Mr. Daniels left Abell Communications and two years later established Piper Productions, a media production firm, in an East 25th Street rowhouse in Charles Village, where he had to work hard to overcome the prejudice of those who simply viewed him as just another photographer.

“People berate news photographers. They say, ‘Daniels, he was a news photographer. How creative can he be?’” Mr. Daniels explained in an Evening Sun interview.

The article went on to say, “For the past several years, Mr. Daniels has spent a good deal of energy turning his critics into believers, winning accounts, and collecting local and regional advertising awards.”

Mr. Daniels’ first success came when he began producing commercials for Big B Food Markets, a Baltimore chain, which earned him a 1989 Telly Award for the best TV jingle. He also did work for Muhammad Ali Sportswear, a music video for Bottom Line, and commercials for Baltimore’s Big George’s Big and Tall Men’s Shop.

Mr. Daniels filmed a national public service commercial in Las Vegas with boxer Mike Tyson and fight promoter Don King. The anti-drug spot was co-sponsored by the NAACP and Don King Productions.

Mr. Daniels produced the opening, closing and transitional scenes of “Roc,” a 1991-1994 Fox sitcom that celebrated the life of a Baltimore garbage collector.

Other honors included a New York International Festival Award and an Addy from the Advertising Club of Metropolitan Washington.

In 1998, he returned to WMAR, where he worked in creative services as director of photography and lighting, and as a visual producer, until retiring in 2008. During his years at the Rodgers Forge TV station, his work earned him a Videographer Award of Excellence in 2000; The ALPHA Award for Best TV Station ID; and in 2007, the national Capital Chesapeake Bay Emmy as director of photography for WMAR’s “Good Morning Maryland” broadcast.

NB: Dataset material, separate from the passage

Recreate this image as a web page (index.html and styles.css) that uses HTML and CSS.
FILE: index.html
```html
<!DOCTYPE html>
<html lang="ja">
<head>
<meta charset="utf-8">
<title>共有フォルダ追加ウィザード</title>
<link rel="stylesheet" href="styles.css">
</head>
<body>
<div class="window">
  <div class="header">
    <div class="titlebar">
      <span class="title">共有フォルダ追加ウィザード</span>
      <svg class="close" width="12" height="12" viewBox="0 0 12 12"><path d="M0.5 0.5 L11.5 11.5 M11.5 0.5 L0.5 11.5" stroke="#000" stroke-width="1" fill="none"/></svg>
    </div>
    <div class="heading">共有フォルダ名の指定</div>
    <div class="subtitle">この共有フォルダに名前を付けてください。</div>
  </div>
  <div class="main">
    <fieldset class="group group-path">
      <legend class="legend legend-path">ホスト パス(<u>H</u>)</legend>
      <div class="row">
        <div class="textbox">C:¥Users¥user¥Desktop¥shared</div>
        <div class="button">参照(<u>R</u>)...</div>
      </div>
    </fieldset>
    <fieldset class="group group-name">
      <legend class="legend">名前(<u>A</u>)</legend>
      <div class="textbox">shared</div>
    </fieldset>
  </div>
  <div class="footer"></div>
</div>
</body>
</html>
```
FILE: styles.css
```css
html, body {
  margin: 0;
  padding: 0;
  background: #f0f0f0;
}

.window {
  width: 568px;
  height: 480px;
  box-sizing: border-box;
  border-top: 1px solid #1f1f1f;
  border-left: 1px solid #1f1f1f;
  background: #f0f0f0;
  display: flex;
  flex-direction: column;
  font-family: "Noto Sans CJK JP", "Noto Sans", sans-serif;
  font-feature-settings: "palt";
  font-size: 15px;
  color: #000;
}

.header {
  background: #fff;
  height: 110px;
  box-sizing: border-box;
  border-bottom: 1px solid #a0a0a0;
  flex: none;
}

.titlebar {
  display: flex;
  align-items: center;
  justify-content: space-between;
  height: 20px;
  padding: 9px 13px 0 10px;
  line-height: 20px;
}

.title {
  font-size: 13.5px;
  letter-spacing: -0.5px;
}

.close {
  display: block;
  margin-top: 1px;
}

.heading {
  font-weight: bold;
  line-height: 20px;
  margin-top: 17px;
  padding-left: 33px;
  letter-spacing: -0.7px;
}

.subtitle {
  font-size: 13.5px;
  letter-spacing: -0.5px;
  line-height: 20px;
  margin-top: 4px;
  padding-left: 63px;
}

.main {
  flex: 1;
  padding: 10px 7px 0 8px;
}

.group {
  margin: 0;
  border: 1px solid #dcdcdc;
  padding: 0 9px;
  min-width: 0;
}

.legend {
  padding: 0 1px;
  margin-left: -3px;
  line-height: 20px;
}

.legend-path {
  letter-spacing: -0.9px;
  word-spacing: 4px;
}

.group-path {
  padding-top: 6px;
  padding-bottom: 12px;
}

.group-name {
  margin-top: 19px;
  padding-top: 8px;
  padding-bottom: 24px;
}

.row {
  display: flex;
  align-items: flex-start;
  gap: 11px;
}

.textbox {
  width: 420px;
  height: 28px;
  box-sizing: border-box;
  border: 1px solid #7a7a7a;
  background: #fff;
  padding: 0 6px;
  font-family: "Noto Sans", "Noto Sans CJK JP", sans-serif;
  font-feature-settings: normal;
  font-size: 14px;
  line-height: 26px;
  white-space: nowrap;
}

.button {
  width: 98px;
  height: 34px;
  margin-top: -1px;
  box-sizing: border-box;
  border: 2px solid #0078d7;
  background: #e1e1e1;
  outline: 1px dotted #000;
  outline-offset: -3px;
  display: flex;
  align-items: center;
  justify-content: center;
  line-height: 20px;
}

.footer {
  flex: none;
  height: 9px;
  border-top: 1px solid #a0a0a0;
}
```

“He was there before I came and he definitely was the finest video photographer I ever ran into at the TV station,” said George Ward, who worked at WMAR as a news photographer and engineer for 26 years before retiring in 2003. “Plus, he was an outstanding individual who had a very cheerful disposition. He was a fun guy to be around and very talented and was clearly an absolute pro beyond comparison.”

According to a biographical profile: “In photography, Reggie is extremely critical of his work and strives for perfection. If anyone has ever been present while he works, they can be prepared to spend an hour watching him get every dust particle off a picture before he frames it.”

Mr. Daniels who moved to Ormond Beach 12 years ago, enjoyed horseback riding, and spending days at the beach, boating and fishing. He was also an avid music fan, particularly of modern jazz. Favorite artists included Miles Davis, John Coltrane, Art Blakey, Shirley Horn and Poncho Sanchez.

Because of the coronavirus pandemic, plans for a memorial service are incomplete.

Mr. Daniels is survived by his wife of 26 years, the former Bobbi Lynne Champney; two daughters, Piper-Leigh Daniels of Baltimore and Emily Mace of Los Angeles; two stepsons, Nicholas Mace of Annapolis and Marc Mace of Killeen, Texas; a stepdaughter, Jena Rathell of Port Orange, Florida; two sisters, Freda Daniels of Baltimore and Judy Daniels of Philadelphia; and eight grandchildren. Earlier marriages to the former Tonya Bundara and Joyce Jefferson ended in divorce.